# Stated goal
Identify the lines that contain the string "React", then copy each of them.

-- START Data block --

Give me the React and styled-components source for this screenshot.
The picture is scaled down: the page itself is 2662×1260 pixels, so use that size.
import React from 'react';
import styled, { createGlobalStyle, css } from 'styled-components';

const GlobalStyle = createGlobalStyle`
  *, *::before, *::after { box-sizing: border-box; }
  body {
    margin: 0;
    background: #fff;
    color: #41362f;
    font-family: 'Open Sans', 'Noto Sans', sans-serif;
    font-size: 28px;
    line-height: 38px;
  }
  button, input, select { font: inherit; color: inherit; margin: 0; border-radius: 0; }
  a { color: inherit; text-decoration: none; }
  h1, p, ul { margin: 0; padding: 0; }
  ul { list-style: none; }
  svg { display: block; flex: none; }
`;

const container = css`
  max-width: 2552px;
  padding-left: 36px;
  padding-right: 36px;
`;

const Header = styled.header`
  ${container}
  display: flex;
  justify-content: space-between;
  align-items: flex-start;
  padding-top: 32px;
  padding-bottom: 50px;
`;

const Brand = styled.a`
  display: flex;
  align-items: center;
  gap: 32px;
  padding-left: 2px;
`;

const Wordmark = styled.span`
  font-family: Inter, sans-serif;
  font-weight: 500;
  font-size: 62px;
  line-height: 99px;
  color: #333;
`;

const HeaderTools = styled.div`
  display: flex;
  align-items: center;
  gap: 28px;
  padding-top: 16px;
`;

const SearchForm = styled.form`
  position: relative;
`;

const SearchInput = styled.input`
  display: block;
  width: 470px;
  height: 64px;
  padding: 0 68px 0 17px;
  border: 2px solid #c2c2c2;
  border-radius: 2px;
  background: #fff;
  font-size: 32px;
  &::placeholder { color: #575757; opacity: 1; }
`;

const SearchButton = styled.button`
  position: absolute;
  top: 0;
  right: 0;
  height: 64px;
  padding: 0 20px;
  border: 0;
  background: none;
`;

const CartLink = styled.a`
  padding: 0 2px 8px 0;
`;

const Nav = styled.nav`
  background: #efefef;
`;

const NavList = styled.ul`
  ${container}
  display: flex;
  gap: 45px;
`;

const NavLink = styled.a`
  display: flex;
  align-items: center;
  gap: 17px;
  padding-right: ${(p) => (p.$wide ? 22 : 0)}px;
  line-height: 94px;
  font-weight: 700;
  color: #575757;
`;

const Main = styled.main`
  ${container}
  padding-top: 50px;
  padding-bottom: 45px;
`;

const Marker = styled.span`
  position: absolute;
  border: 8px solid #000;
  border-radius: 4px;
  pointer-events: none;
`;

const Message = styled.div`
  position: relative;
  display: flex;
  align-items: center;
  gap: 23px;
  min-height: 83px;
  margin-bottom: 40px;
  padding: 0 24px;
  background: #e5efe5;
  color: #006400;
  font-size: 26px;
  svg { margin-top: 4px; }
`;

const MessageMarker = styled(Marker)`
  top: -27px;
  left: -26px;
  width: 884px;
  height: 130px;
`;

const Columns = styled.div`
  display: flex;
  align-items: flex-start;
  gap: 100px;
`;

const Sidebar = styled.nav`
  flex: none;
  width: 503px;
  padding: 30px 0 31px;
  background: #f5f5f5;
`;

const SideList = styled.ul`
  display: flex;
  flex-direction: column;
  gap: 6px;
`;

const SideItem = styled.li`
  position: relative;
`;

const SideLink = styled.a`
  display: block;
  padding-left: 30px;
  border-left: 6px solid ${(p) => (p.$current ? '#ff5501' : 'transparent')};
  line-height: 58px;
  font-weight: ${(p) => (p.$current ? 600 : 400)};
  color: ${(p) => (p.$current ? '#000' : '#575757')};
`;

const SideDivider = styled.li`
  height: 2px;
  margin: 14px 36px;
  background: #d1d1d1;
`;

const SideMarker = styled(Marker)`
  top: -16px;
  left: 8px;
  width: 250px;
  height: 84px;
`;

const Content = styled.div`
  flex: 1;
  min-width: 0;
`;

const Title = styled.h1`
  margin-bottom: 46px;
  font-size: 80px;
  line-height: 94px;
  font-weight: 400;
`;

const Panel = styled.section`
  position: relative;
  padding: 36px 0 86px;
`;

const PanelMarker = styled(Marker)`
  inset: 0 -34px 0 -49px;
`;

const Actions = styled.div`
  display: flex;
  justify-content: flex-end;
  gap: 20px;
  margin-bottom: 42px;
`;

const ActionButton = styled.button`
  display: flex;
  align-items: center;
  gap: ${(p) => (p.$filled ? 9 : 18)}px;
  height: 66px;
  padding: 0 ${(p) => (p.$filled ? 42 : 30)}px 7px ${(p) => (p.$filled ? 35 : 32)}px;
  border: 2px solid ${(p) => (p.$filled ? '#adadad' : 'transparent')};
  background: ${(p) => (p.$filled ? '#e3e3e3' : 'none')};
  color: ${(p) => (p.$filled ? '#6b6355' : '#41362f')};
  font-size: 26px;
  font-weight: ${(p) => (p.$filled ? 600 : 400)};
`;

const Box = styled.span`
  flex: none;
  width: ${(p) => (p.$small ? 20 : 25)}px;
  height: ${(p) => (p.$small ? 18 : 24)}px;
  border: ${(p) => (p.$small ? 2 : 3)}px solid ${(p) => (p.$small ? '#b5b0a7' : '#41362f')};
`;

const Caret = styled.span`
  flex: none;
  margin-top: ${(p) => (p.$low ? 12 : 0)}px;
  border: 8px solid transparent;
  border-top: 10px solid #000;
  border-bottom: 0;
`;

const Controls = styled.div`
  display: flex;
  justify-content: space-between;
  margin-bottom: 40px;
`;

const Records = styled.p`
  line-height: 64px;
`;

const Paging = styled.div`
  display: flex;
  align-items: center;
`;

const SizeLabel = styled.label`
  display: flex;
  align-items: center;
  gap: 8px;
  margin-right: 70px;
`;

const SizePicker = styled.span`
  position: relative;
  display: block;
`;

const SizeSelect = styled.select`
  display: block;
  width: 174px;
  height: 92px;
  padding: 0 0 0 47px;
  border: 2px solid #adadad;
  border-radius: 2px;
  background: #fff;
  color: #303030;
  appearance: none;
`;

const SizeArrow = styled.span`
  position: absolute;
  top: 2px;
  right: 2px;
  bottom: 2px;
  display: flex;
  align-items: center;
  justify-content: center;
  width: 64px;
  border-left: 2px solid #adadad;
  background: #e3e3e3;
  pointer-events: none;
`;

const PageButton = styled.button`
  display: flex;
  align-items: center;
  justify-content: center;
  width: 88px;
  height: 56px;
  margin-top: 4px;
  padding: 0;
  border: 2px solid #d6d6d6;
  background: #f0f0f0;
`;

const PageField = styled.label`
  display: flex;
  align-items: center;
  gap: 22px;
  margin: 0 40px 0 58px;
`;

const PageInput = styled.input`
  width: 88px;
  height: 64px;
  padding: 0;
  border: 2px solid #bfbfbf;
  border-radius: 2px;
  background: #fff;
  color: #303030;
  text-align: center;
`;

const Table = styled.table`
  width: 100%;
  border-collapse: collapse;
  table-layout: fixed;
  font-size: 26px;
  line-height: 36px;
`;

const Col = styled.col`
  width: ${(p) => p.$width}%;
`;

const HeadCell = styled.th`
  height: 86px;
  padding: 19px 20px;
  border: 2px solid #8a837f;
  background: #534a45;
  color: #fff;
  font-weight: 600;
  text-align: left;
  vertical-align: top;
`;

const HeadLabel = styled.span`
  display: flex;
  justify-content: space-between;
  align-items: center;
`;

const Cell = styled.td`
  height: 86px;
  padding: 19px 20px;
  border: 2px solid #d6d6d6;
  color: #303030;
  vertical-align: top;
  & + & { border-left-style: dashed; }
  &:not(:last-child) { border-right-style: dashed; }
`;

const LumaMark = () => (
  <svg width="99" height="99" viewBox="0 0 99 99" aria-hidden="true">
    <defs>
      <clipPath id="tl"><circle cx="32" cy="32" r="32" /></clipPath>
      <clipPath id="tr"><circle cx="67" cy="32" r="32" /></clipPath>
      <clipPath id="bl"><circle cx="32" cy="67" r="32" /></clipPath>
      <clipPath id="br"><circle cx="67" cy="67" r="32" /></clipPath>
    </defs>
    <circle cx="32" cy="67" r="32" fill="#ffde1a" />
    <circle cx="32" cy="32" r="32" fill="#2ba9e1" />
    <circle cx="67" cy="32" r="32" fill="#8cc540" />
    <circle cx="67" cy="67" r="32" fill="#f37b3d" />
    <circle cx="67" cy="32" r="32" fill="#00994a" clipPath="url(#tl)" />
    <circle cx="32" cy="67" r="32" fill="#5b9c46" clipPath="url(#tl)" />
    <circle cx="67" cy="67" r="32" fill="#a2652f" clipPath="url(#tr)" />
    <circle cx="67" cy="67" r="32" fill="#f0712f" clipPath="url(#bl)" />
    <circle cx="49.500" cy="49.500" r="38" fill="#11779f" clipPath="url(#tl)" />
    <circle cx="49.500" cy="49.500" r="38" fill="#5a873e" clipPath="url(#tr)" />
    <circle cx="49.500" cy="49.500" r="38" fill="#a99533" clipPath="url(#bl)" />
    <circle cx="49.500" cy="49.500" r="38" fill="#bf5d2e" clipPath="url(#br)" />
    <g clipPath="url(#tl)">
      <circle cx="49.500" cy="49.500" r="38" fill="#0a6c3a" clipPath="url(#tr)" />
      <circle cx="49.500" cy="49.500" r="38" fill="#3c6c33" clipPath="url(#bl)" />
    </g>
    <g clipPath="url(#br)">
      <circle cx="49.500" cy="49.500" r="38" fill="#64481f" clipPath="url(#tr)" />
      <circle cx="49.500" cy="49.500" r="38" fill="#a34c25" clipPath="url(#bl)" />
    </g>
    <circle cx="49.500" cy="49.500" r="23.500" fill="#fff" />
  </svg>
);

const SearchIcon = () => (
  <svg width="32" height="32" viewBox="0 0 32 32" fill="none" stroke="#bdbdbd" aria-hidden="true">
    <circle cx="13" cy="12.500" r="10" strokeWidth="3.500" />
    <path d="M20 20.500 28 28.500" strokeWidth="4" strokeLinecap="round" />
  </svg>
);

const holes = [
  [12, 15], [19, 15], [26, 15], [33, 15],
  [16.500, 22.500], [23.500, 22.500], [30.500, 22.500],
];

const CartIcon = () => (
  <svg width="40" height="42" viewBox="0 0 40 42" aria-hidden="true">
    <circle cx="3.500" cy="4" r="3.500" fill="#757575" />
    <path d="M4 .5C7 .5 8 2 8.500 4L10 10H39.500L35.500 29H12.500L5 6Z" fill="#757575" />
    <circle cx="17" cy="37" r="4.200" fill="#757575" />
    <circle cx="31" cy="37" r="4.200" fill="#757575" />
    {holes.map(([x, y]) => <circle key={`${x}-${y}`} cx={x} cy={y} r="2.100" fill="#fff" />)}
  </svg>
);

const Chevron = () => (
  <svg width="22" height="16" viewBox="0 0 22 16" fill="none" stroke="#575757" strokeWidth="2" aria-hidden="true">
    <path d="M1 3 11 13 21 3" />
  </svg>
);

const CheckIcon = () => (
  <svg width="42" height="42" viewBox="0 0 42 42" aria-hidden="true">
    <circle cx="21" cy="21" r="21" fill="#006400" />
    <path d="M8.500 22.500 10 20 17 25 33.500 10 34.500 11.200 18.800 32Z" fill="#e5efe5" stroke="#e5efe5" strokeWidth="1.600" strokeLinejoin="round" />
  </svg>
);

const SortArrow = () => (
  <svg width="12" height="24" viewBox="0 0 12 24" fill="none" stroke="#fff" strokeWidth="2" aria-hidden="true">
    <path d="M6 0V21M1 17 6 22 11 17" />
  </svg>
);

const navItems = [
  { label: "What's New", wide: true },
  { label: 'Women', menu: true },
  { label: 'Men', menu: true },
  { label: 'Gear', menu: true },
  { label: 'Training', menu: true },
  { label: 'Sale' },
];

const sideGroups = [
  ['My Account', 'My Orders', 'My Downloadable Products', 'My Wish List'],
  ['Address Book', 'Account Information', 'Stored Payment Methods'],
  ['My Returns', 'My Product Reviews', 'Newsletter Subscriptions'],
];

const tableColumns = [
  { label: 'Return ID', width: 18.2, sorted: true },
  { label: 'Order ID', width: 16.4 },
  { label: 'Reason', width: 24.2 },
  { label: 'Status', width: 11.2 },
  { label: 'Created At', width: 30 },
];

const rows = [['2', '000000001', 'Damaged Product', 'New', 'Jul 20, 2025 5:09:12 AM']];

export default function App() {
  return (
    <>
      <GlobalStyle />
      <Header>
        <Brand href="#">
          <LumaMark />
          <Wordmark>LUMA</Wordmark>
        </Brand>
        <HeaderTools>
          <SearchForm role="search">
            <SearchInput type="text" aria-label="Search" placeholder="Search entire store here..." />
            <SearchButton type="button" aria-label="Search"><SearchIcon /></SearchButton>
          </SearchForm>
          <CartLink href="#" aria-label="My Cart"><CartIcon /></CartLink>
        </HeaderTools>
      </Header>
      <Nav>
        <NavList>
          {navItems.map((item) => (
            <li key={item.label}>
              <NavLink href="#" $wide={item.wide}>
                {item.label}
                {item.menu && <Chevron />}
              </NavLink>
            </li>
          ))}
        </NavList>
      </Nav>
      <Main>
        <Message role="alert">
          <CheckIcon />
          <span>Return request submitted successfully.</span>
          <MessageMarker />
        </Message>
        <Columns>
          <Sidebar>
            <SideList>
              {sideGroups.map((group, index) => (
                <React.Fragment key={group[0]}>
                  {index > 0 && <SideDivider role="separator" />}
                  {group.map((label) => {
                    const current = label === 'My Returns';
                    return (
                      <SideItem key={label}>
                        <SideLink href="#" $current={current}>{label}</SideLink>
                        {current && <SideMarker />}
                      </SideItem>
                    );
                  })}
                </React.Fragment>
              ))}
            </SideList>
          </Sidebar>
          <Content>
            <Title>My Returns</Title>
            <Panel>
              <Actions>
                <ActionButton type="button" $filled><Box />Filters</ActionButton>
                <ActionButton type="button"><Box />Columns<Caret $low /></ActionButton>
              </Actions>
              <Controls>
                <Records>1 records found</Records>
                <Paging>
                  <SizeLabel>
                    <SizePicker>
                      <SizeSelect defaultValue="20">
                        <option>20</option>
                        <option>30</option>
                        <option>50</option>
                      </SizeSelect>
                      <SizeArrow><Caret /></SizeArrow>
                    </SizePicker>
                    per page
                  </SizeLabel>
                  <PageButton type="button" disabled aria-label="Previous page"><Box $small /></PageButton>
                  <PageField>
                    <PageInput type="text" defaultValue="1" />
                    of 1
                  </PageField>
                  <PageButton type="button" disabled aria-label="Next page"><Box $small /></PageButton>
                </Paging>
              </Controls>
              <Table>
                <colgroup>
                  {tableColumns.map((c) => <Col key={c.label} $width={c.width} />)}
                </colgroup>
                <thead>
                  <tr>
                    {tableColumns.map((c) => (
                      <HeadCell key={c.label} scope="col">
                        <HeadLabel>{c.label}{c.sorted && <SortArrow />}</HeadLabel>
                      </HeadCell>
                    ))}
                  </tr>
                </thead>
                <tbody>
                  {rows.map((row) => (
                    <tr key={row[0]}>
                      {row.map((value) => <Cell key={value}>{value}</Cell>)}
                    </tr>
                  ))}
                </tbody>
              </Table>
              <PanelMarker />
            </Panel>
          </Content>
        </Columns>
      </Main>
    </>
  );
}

-- END Data block --

# Exercise result
Give me the React and styled-components source for this screenshot.
import React from 'react';
                <React.Fragment key={group[0]}>
                </React.Fragment>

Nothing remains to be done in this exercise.